Those who forget the past are generally maroons
April 25, 2015 § 39 Comments
Today is supposed to be a happy day, as 800+ bicycle riders try to come up with reasonable-sounding excuses as to why they can’t actually participate in tomorrow’s Belgian Waffle Ride despite having paid the $136 entry fee, purchased $3,402.71 in new cycling equipment, and retained the services of a professional coach.
But for me, even though I’m going down to San Diego in an hour or so to help mark the course and pick up my number, it’s not really all that happy. I can’t stop thinking about the refugees from Syria and Somalia who are drowning as they try to cross the Mediterranean from Libya in dinghies, rubber rafts, and leaky vessels, all in order to reach Western Europe.
The US State Department in Washington, and refugee agencies were all aware of the situation.
[The owners of the boats] knew even before the [boats] sailed that its passengers might have trouble disembarking in [Europe].
The voyage[s] of the [refugees] attracted a great deal of media attention. Right-wing [European] newspapers deplored its impending arrival and demanded that the government cease admitting [the] refugees. Indeed, the passengers became victims of bitter infighting within the government [s].
Many [Europeans] resented the relatively large number of refugees whom the government had already admitted into the country, because they appeared to be competitors for scarce jobs. Hostility toward immigrants fueled both [anti-Mulsim sentiment] and xenophobia.
This is not an edited clip from a newspaper describing the refugee crisis in Europe. It’s an edited clip taken directly from the online story on the website of the U.S. Holocaust Museum about the voyage of the St. Louis, a German ship filled with Jewish refugees who in 1939 were refused entry to Cuba and to the United States as they fled Hitler’s campaign to exterminate European Jewry, a campaign whose earnestness was shown to all who cared to look in the Kristallnacht attacks of 1938.
Most oblivious to the historical implications of denying entry to refugees are the Australians, who have advised the EU to deal with refugee boats the same way that they do, by simply telling would-be immigrants that they will never set foot on Australian shores, that they will be turned away by military vessels, that no aid will be given, and that if their boats are not seaworthy, they will drown under the watchful eye of the Australian coast guard.
Australia touts the effectiveness of the program. Before implementation, over 1,200 people drowned trying to reach the continent. Today no one dies at sea because the PR campaign has effectively discouraged people from trying. Instead, refugees flee to New Guinea, Cambodia, and other places where the Australian government pays those governments to take in refugees. The governmental payees pocket the money and let the refugees try to “find a better life” in the squalor and poverty of some of the world’s worst slums. “There is lots of work in Cambodia,” one Aussie official was quoted as saying.
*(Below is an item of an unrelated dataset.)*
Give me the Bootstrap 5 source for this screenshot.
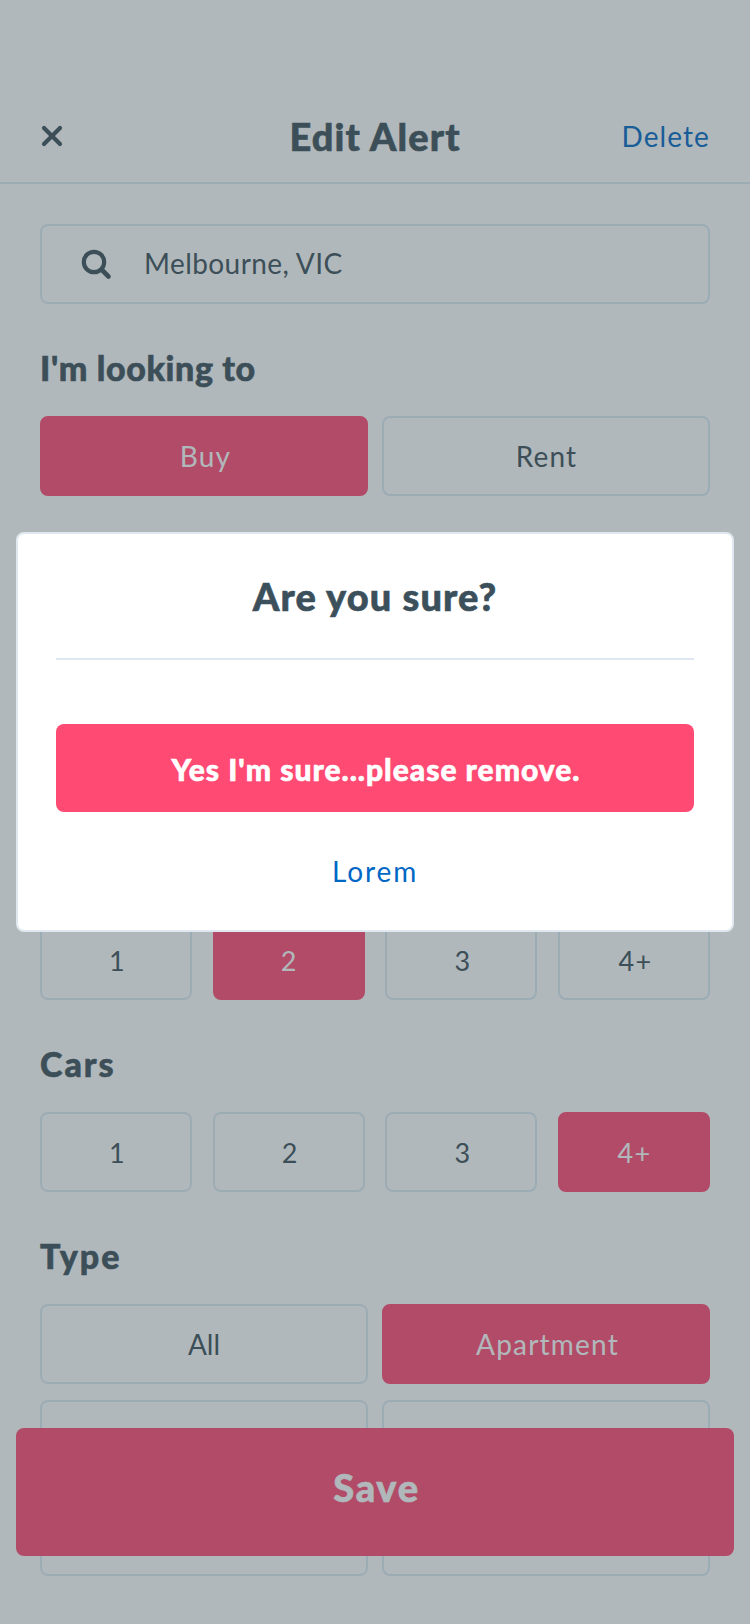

But at least the refugees aren’t dirtying up the streets of Sydney, stealing the jobs of white Australians and contributing to crime and unemployment. As in America, white Australians are apparently falling all over themselves to do the brutal, back breaking jobs typically done by immigrants.
As I was doing a BWR prep ride with a small group a couple of months ago, I chatted with a fellow rider about the failure of Congress to pass the Dream Act, which would have given amnesty to undocumented immigrant children brought to this country by their parents and who, through no fault of their own, quite literally live in the shadows.
“Well,” he said, “those kids … that was me.”
“What?” I stared in disbelief.
“Yeah. I didn’t have a green card until I was eighteen. I lived my entire childhood as an illegal, and it wasn’t until the amnesty of 1986 that I stopped living in daily fear of arrest and deportation.”
There we were, riding bikes, getting ready for the ultimate expression of privileged, middle aged faux athleticism, chatting about wives, kids, and the “travails” of white-collar jobs. We were both productive members of society–sort of–,responsible husbands and fathers–sort–of, and the beneficiaries of limitless opportunity, but one of us could only have gotten where he was by the stroke of a legislative pen.
And here we’re about to go ride our bikes again as thousands of others are about to embark on a deadly venture across the open sea, ruled by cut-throats, smugglers, and gangs, risking starvation, disease, and death because every one of those outcomes is better than what awaits them if they remain at home.
The Belgian Waffle Ride is about to happen with its supposed hardness, toughness, and difficulty … indeed.